Travel and education: Many parents in the US have to travel extensively due to work or business commitments. Children are often left alone or with guardians who sometimes neglect studies and regular schooling. The child begins to lose interest in academics and is plagued by distractions. A homeschooled child can travel with his parents when they move or go to different cities for work. The parent being the teacher can manage the children’s educational schedules along with his own and doesn’t have to worry about leaving them with guardians or in boarding schools.
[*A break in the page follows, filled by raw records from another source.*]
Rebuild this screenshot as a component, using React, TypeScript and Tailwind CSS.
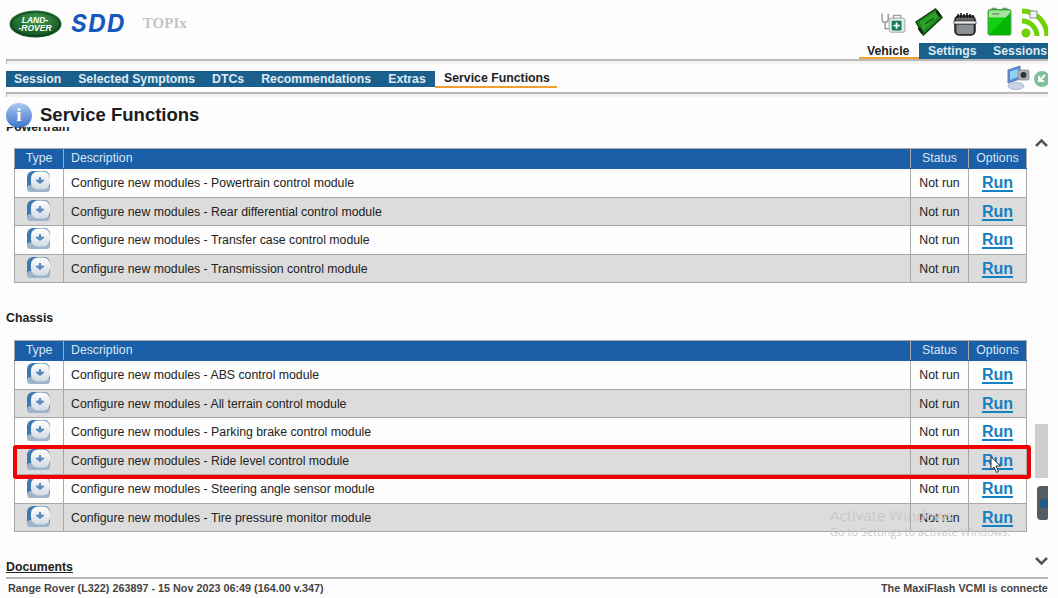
const powertrain = [
  "Configure new modules - Powertrain control module",
  "Configure new modules - Rear differential control module",
  "Configure new modules - Transfer case control module",
  "Configure new modules - Transmission control module",
];

const chassis = [
  "Configure new modules - ABS control module",
  "Configure new modules - All terrain control module",
  "Configure new modules - Parking brake control module",
  "Configure new modules - Ride level control module",
  "Configure new modules - Steering angle sensor module",
  "Configure new modules - Tire pressure monitor module",
];

const sessionTabs = ["Session", "Selected Symptoms", "DTCs", "Recommendations", "Extras"];

const TypeIcon = () => (
  <svg width="26" height="24" viewBox="0 0 26 24" className="block">
    <defs>
      <linearGradient id="face" x1="0" y1="0" x2="0" y2="1">
        <stop offset="0" stopColor="#ffffff" />
        <stop offset="1" stopColor="#d3dbe3" />
      </linearGradient>
    </defs>
    <rect x="1" y="1" width="23" height="21" rx="6" fill="#3f78ae" />
    <rect x="1" y="15" width="23" height="7" rx="3.5" fill="#9db4ca" />
    <rect x="5" y="1.5" width="19" height="18" rx="7" fill="url(#face)" />
    <path d="M13 7v2.500h-2l-1.500 1 4.500 3.500 4.500-3.500-1.500-1h-2V7z" fill="#5b8cbd" />
  </svg>
);

const LandRoverLogo = () => (
  <svg width="53" height="28" viewBox="0 0 53 28">
    <defs>
      <radialGradient id="oval" cx="0.5" cy="0.35" r="0.7">
        <stop offset="0" stopColor="#3f9a48" />
        <stop offset="1" stopColor="#0b4a1f" />
      </radialGradient>
    </defs>
    <ellipse cx="26.500" cy="14" rx="26" ry="13.500" fill="url(#oval)" />
    <ellipse cx="26.500" cy="14" rx="24" ry="11.800" fill="none" stroke="#0a3517" strokeWidth="0.800" />
    <text x="26" y="12.500" textAnchor="middle" fontSize="8.500" fontWeight="700" fontStyle="italic" fill="#fff" fontFamily="Liberation Sans, sans-serif">LAND-</text>
    <text x="26" y="21" textAnchor="middle" fontSize="8.500" fontWeight="700" fontStyle="italic" fill="#fff" fontFamily="Liberation Sans, sans-serif">-ROVER</text>
  </svg>
);

const KitIcon = () => (
  <svg width="27" height="23" viewBox="0 0 30 26" className="block">
    <path d="M2 3v6c0 5 7 5 7 0V3M5.500 13v7h4" fill="none" stroke="#8b9196" strokeWidth="1.500" />
    <rect x="10" y="8" width="18" height="16" rx="2" fill="#e3e8e6" stroke="#9aa1a3" />
    <path d="M15 8V5h8v3" fill="none" stroke="#9aa1a3" strokeWidth="1.500" />
    <rect x="13" y="11" width="11" height="11" rx="1" fill="#0f7f4f" />
    <path d="M17.500 13h2v2.500H22v2h-2.500V20h-2v-2.500H15v-2h2.500z" fill="#fff" />
  </svg>
);

const EcuIcon = () => (
  <svg width="28" height="28" viewBox="0 0 30 30" className="block">
    <path d="M1 15 22 1l7 9L9 29z" fill="#1d8a1d" stroke="#0f3d12" strokeWidth="1.500" />
    <path d="M5 15 22 4l3 5L9 24z" fill="#2fa12b" />
    <path d="M4 21l4 6M23 3l4 6" stroke="#0c2c0e" strokeWidth="3" />
    <path d="M11 17l9-6" stroke="#0e5c14" strokeWidth="1.500" />
  </svg>
);

const ChipIcon = () => (
  <svg width="24" height="26" viewBox="0 0 24 26" className="block">
    <rect x="2" y="5" width="20" height="19" rx="4" fill="#62676c" stroke="#1a1a1a" strokeWidth="1.500" />
    <rect x="1" y="10" width="22" height="3" fill="#e8e8e8" stroke="#222" strokeWidth="0.600" />
    <path d="M4 14h16v7a2 2 0 0 1-2 2H6a2 2 0 0 1-2-2z" fill="#8a8f94" />
    <path d="M5 7V3M8 7V2M11 7V3M14 7V2M17 7V3M20 7V4" stroke="#111" strokeWidth="1.500" />
  </svg>
);

const BatteryIcon = () => (
  <svg width="25" height="30" viewBox="0 0 28 34" className="block">
    <path d="M5 2h6v3H5zM17 2h6v3h-6z" fill="#6fa96f" />
    <rect x="1" y="4" width="26" height="29" rx="2" fill="#11d011" stroke="#4a8a4a" />
    <path d="M2 5h24v8H2z" fill="#a9e2a0" />
    <path d="M2 33 26 8v25z" fill="#06b506" />
    <path d="M6 9h8" stroke="#4b7f4b" strokeWidth="1.200" />
  </svg>
);

const FeedIcon = () => (
  <svg width="28" height="32" viewBox="0 0 28 32" className="block">
    <circle cx="6" cy="27" r="4.500" fill="#6fd100" />
    <path d="M2 15a15 15 0 0 1 15 15" fill="none" stroke="#6fd100" strokeWidth="5" />
    <path d="M2 5a25 25 0 0 1 25 25" fill="none" stroke="#6fd100" strokeWidth="5" />
    <rect x="10" y="5" width="7" height="7" fill="#eef2ee" stroke="#8a938a" />
  </svg>
);

const ComputerIcon = () => (
  <svg width="24" height="26" viewBox="0 0 24 26" className="block">
    <ellipse cx="9" cy="22" rx="8" ry="3.500" fill="#c9d3e6" stroke="#8fa0c0" strokeWidth="0.600" />
    <path d="M1 6l12-4v13L1 19z" fill="#4c8fe0" stroke="#6d7e9a" />
    <path d="M3 7.500l8-2.500v8l-8 3z" fill="#8fd0f5" />
    <rect x="11" y="6" width="11" height="10" rx="1.500" fill="#aeb2b6" stroke="#6f7478" strokeWidth="0.600" />
    <circle cx="16.500" cy="11" r="3" fill="#2e3338" />
  </svg>
);

const BackIcon = () => (
  <svg width="14" height="16" viewBox="0 0 14 16" className="block">
    <circle cx="8" cy="8" r="8" fill="#7fc09a" />
    <path d="M11 4 6 9M5 5v5h5" fill="none" stroke="#fff" strokeWidth="2" />
  </svg>
);

const ServiceTable = ({ rows }: { rows: string[] }) => (
  <div className="w-[1027px] pl-[14px]">
    <table className="w-full table-fixed border-collapse text-[12.300px] text-[#222]">
      <colgroup>
        <col className="w-[49px]" />
        <col />
        <col className="w-[58px]" />
        <col className="w-[58px]" />
      </colgroup>
      <thead>
        <tr className="h-[20px] bg-[#1a5fa8] text-[#d9e6f2]">
          <th className="border border-[#a8a8a8] border-b-[#1a5fa8] text-center font-normal">Type</th>
          <th className="border border-[#a8a8a8] border-b-[#1a5fa8] pl-[7px] text-left font-normal">Description</th>
          <th className="border border-[#a8a8a8] border-b-[#1a5fa8] text-center font-normal">Status</th>
          <th className="border border-[#a8a8a8] border-b-[#1a5fa8] text-center font-normal">Options</th>
        </tr>
      </thead>
      <tbody>
        {rows.map((row, i) => (
          <tr key={row} className={i % 2 === 0 ? "h-[28.500px] bg-[#fdfdfd]" : "h-[28.500px] bg-[#dcdcdc]"}>
            <td className="border border-[#a8a8a8] align-top">
              <div className="flex justify-center pt-[1px]">
                <TypeIcon />
              </div>
            </td>
            <td className="border border-[#a8a8a8] pt-[1px] pl-[7px]">{row}</td>
            <td className="border border-[#a8a8a8] pt-[1px] text-center">Not run</td>
            <td className="border border-[#a8a8a8] pt-[1px] text-center">
              <span className="text-[16px] font-bold text-[#1580c2] underline decoration-2 underline-offset-2">Run</span>
            </td>
          </tr>
        ))}
      </tbody>
    </table>
  </div>
);

const Scrollbar = () => (
  <div className="flex w-[13px] shrink-0 flex-col items-center">
    <svg width="13" height="10" viewBox="0 0 13 10" className="mt-[138px]">
      <path d="M1 8l5.500-5.500L12 8" fill="none" stroke="#555" strokeWidth="2.500" />
    </svg>
    <div className="mt-[276px] h-[54px] w-[13px] bg-[#cdcdcd]" />
    <div className="mt-[8px] flex h-[34px] w-[11px] items-center self-end rounded-l-[4px] rounded-br-[2px] bg-[#555c62] pl-[2px]">
      <div className="h-[9px] w-[9px] rounded-l-full bg-[#1f5a8c]" />
    </div>
    <svg width="13" height="10" viewBox="0 0 13 10" className="mt-[36px]">
      <path d="M1 2l5.500 5.500L12 2" fill="none" stroke="#555" strokeWidth="2.500" />
    </svg>
  </div>
);

export default function App() {
  return (
    <div className="relative h-[598px] w-[1058px] overflow-hidden bg-[#fdfdfd] font-['Liberation_Sans',sans-serif]">
      <div className="w-[1048px]">
        {/* top header */}
        <header className="flex h-[59px] justify-between">
          <div className="flex items-start pl-[9px] pt-[10px]">
            <LandRoverLogo />
            <span className="ml-[9px] font-['Inter',sans-serif] text-[24px] leading-[27px] font-bold tracking-[1.5px] text-[#1558c0] italic">SDD</span>
            <span className="mt-[4px] ml-[17px] font-['Liberation_Serif',serif] text-[15px] leading-[18px] font-bold text-[#c4c4c4]">TOPIx</span>
          </div>
          <div className="flex flex-col items-end">
            <div className="flex h-[43px] items-start">
              <div className="mt-[11px] mr-[8px]"><KitIcon /></div>
              <div className="mt-[8px] mr-[10px]"><EcuIcon /></div>
              <div className="mt-[11px] mr-[10px]"><ChipIcon /></div>
              <div className="mt-[6px] mr-[8px]"><BatteryIcon /></div>
              <div className="mt-[6px]"><FeedIcon /></div>
            </div>
            <div className="flex h-[16px] text-[12.300px] leading-[16px] font-bold">
              <span className="w-[60px] border-b-2 border-[#f0a030] pl-[8px] text-[#222]">Vehicle</span>
              <span className="w-[65px] bg-[#1b5f8c] pl-[9px] text-[#dfeaf2]">Settings</span>
              <span className="w-[64px] bg-[#1b5f8c] pl-[9px] whitespace-nowrap text-[#dfeaf2]">Sessions</span>
            </div>
          </div>
        </header>

        <div className="ml-[6px] h-[5px] border-t-2 border-l border-[#b9b9b9] bg-[#f3f3f3]" />

        {/* session nav */}
        <nav className="mt-[7px] flex h-[16px] justify-between pl-[6px]">
          <div className="flex text-[12.300px] font-bold">
            <div className="flex h-[16px] w-[429px] bg-[#1b5f8c] pl-[8px] leading-[17px] text-[#dfeaf2]">
              {sessionTabs.map((tab, i) => (
                <span key={tab} className={i === 0 ? "" : "ml-[17px]"}>{tab}</span>
              ))}
            </div>
            <span className="h-[17px] w-[122px] border-b-2 border-[#f0a030] pl-[9px] leading-[15px] text-[#222]">Service Functions</span>
          </div>
          <div className="-mt-[7px] flex gap-[3px]">
            <ComputerIcon />
            <div className="mt-[7px] w-[14px] overflow-hidden"><BackIcon /></div>
          </div>
        </nav>

        <div className="mt-[5px] ml-[6px] h-[5px] border-t-2 border-l border-[#b9b9b9] bg-[#f3f3f3]" />

        {/* page title */}
        <div className="flex h-[30px] items-center gap-[8px] pt-[5px] pl-[6px]">
          <div className="mt-[2px] flex h-[25px] w-[26px] items-center justify-center rounded-full bg-gradient-to-b from-[#a9c8f0] to-[#3f74c8] font-['Liberation_Serif',serif] text-[19px] font-bold text-white">i</div>
          <h1 className="text-[18.500px] font-bold text-[#1c1c1c]">Service Functions</h1>
        </div>

        <main>
          {/* first heading is scrolled under the title */}
          <div className="h-[5px] overflow-hidden pl-[6px]">
            <p className="-mt-[7px] text-[12.300px] leading-[14px] font-bold text-[#222]">Powertrain</p>
          </div>
          <div className="mt-[16px]">
            <ServiceTable rows={powertrain} />
          </div>
          <h2 className="mt-[27px] pl-[6px] text-[12.300px] leading-[16px] font-bold text-[#222]">Chassis</h2>
          <div className="mt-[14px]">
            <ServiceTable rows={chassis} />
          </div>
          <h2 className="mt-[28px] pl-[6px] text-[12.300px] leading-[14px] font-bold text-[#222] underline">Documents</h2>
        </main>
      </div>

      {/* right scroller sits over the page */}
      <div className="absolute top-0 right-[10px] h-[570px]">
        <Scrollbar />
      </div>

      {/* status bar */}
      <footer className="absolute bottom-0 left-[6px] flex h-[21px] w-[1042px] justify-between border-t-2 border-[#b9b9b9] pt-[1px] pl-[2px] text-[10.800px] font-bold whitespace-nowrap text-[#444]">
        <span>Range Rover (L322) 263897 - 15 Nov 2023 06:49 (164.00 v.347)</span>
        <span className="w-[167px] overflow-hidden">The MaxiFlash VCMI is connected</span>
      </footer>

      {/* highlight drawn on the video */}
      <div className="absolute top-[445px] left-[13px] h-[34px] w-[1018px] rounded-[3px] border-[4px] border-[#f00000]" />

      {/* cursor */}
      <svg width="12" height="18" viewBox="0 0 12 18" className="absolute top-[456px] left-[990px]">
        <path d="M1 1v13l3-3 2.500 5.500 2-1L6 10h4.500z" fill="#fff" stroke="#333" strokeWidth="1" />
      </svg>

      {/* activation watermark */}
      <div className="pointer-events-none absolute top-[506px] left-[830px] font-['Open_Sans',sans-serif] whitespace-nowrap text-[#c8c8c8]">
        <div className="text-[15px] leading-[18px]">Activate Windows</div>
        <div className="text-[11px] leading-[16px]">Go to Settings to activate Windows.</div>
      </div>
    </div>
  );
}
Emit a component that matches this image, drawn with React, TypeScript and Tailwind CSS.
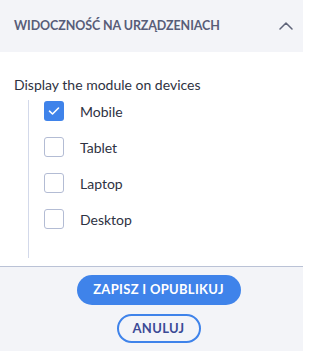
import { useState } from "react";

const devices = ["Mobile", "Tablet", "Laptop", "Desktop"];

function Check({ on }: { on: boolean }) {
  if (on) {
    return (
      <span className="flex h-5 w-5 items-center justify-center rounded-[3px] bg-[#3f83ea]">
        <svg width="12" height="10" viewBox="0 0 12 10" fill="none">
          <path d="M1.5 5.2 4.5 8 10.5 2" stroke="white" strokeWidth="1.6" strokeLinecap="round" strokeLinejoin="round" />
        </svg>
      </span>
    );
  }
  return <span className="h-5 w-5 rounded-[3px] border border-[#b3bcd4] bg-white" />;
}

export default function App() {
  const [checked, setChecked] = useState<Record<string, boolean>>({ Mobile: true });

  return (
    <div className="flex h-[351px] w-[303px] flex-col bg-white font-['Lato',sans-serif] text-[#2e3242]">
      <div className="flex h-[52px] items-center justify-between bg-[#f3f4f8] pl-[14px] pr-[10px]">
        <span className="text-[12.5px] font-bold tracking-[-0.1px] text-[#585d78]">WIDOCZNOŚĆ NA URZĄDZENIACH</span>
        <svg width="14" height="8" viewBox="0 0 14 8" fill="none">
          <path d="M1 7 7 1l6 6" stroke="#5f6479" strokeWidth="1.5" strokeLinecap="round" strokeLinejoin="round" />
        </svg>
      </div>

      <div className="flex-1 px-[14px] pt-[24px]">
        <p className="text-[14px] leading-[18px]">Display the module on devices</p>
        <div className="ml-[14px] mt-[6px] flex h-[158px] flex-col gap-[16px] border-l border-[#d3d9ea] pl-[15px] pt-[1px]">
          {devices.map((d) => (
            <label
              key={d}
              className="flex h-5 cursor-pointer items-center gap-[16px] text-[14px]"
              onClick={() => setChecked((c) => ({ ...c, [d]: !c[d] }))}
            >
              <Check on={!!checked[d]} />
              <span>{d}</span>
            </label>
          ))}
        </div>
      </div>

      <div className="flex h-[85px] flex-col items-center gap-[9px] border-t border-[#bac2d6] bg-[#f3f4f8] pl-[14px] pt-[8px]">
        <button className="h-[30px] w-[164px] rounded-full bg-[#3f83ea] text-[13px] font-bold tracking-[0.3px] text-white">
          ZAPISZ I OPUBLIKUJ
        </button>
        <button className="h-[29px] w-[84px] rounded-full border-2 border-[#3f83ea] bg-transparent text-[13px] font-bold tracking-[0.3px] text-[#3b4a96]">
          ANULUJ
        </button>
      </div>
    </div>
  );
}
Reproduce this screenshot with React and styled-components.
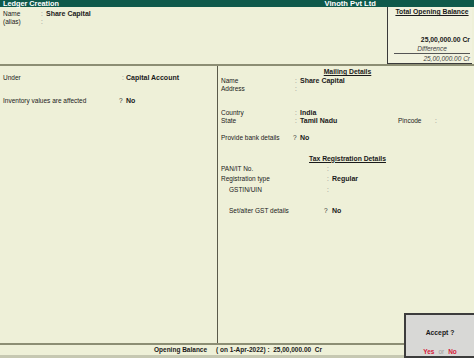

Homeschooling vs. Public schooling
There is no hard data which conclusively proves that homeschooling is better than public or private forms of education, but research is on. It will include new types of controls and variables and make definite measurements regarding this type of education. Brian D. Ray, Ph. D published a paper on the NHERI website commenting on the research done by Martin-Chang, Gould, and Meuse which supports the theory that in some specific forms of homeschooling, the benefits do outweigh those from public institutions. However, the debate between this so-called ‘radical’ and ‘back to nature’ form of education and the more formal, regularized approach towards learning rages on. Critics argue that homeschooling results in neglect of the child and apathy towards learning. They say that the parents’ sense of responsibility cannot be counted upon as every shift in their circumstance has a direct impact on the education of the child. If the parent or guardian cannot hold a job or is frequently in and out of relationships, it will cause a retrograde movement in the learning curve of the children dependent on him or her.
Whatever the case may be, homeschooling is fast becoming an acceptable and a better approach towards learning, and will continue to attract parents who want to give their children a holistic education to help them realize their potential.